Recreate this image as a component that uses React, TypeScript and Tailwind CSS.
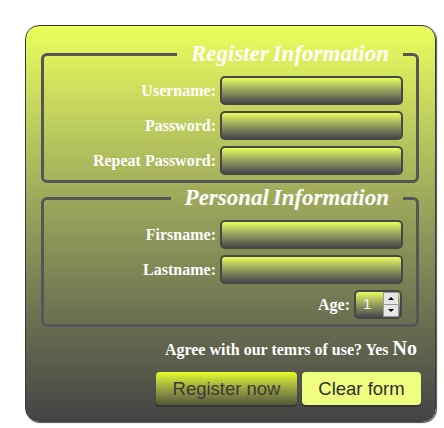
import React from "react";

const serif = "font-['Liberation_Serif','Times_New_Roman',serif]";
const sans = "font-['Liberation_Sans',Arial,sans-serif]";

function Field({ label }: { label: string }) {
  return (
    <div className="flex items-center justify-end pr-[13px]">
      <label className={`${serif} mr-[4px] text-[16px] font-bold leading-none text-white`}>{label}</label>
      <div className="h-[29px] w-[183px] rounded-[5px] border-2 border-[#474747] bg-gradient-to-b from-[#e8fd5c] to-[#4a4a4a]" />
    </div>
  );
}

function Legend({ children }: { children: React.ReactNode }) {
  return (
    <legend
      className={`${serif} ml-auto mr-[13px] px-[14px] text-[23px] font-bold italic leading-[24px] text-white [word-spacing:-2px]`}
    >
      {children}
    </legend>
  );
}

export default function App() {
  return (
    <div className="h-[428px] w-[444px] bg-white pl-[25px] pt-[25px]">
      <form className="flex h-[397px] w-[411px] flex-col rounded-[14px] border border-[#3a3a3a] bg-gradient-to-b from-[#ebff5c] to-[#444444] pl-[15px] pr-[16px] pt-[16px] shadow-[1px_1px_1px_#555]">
        <fieldset className="rounded-[6px] border-[3px] border-[#565656] px-0 pb-[5px]">
          <Legend>Register Information</Legend>
          <div className="flex flex-col gap-[6px] pt-[10px]">
            <Field label="Username:" />
            <Field label="Password:" />
            <Field label="Repeat Password:" />
          </div>
        </fieldset>

        <fieldset className="mt-[3px] rounded-[6px] border-[3px] border-[#565656] px-0 pb-[5px]">
          <Legend>Personal Information</Legend>
          <div className="flex flex-col gap-[6px] pt-[10px]">
            <Field label="Firsname:" />
            <Field label="Lastname:" />
            <div className="flex items-center justify-end pr-[14px]">
              <label className={`${serif} mr-[4px] text-[16px] font-bold leading-none text-white`}>Age:</label>
              <div className="flex h-[29px] w-[48px] items-center rounded-[5px] border-2 border-[#474747] bg-gradient-to-b from-[#e8fd5c] to-[#4a4a4a] pl-[7px] pr-[1px]">
                <span className={`${sans} flex-1 text-[15px] text-[#f4f4f4]`}>1</span>
                <div className="flex h-[25px] w-[16px] flex-col border border-[#9a9a9a] bg-[#f2f2f2]">
                  <div className="flex flex-1 items-center justify-center border-b border-[#9a9a9a] bg-[#e6e6e6]">
                    <div className="h-0 w-0 border-x-[3px] border-b-[3px] border-x-transparent border-b-black" />
                  </div>
                  <div className="flex flex-1 items-center justify-center bg-[#e6e6e6]">
                    <div className="h-0 w-0 border-x-[3px] border-t-[3px] border-x-transparent border-t-black" />
                  </div>
                </div>
              </div>
            </div>
          </div>
        </fieldset>

        <p className={`${serif} mr-[2px] mt-[11px] text-right text-[16px] font-bold leading-[20px] text-white`}>
          Agree with our temrs of use? Yes <span className="text-[20px]">No</span>
        </p>

        <div className="-mr-[2px] mt-[12px] flex justify-end gap-[5px]">
          <button
            type="button"
            className={`${sans} h-[33px] w-[141px] rounded-[4px] bg-gradient-to-b from-[#e4fc22] to-[#55573a] text-[18.5px] text-[#3a3a3a] shadow-[0_2px_1px_#333]`}
          >
            Register now
          </button>
          <button
            type="button"
            className={`${sans} h-[33px] w-[119px] rounded-[4px] bg-[#eeff80] text-[18.5px] text-[#2e2e2e] shadow-[0_2px_1px_#333]`}
          >
            Clear form
          </button>
        </div>
      </form>
    </div>
  );
}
○ ○ ○ ○ ○ ○ ○
> _Problem to solve_:
State the number of lines that contain the string "React", with no other words.

> _Exercise answer_:
3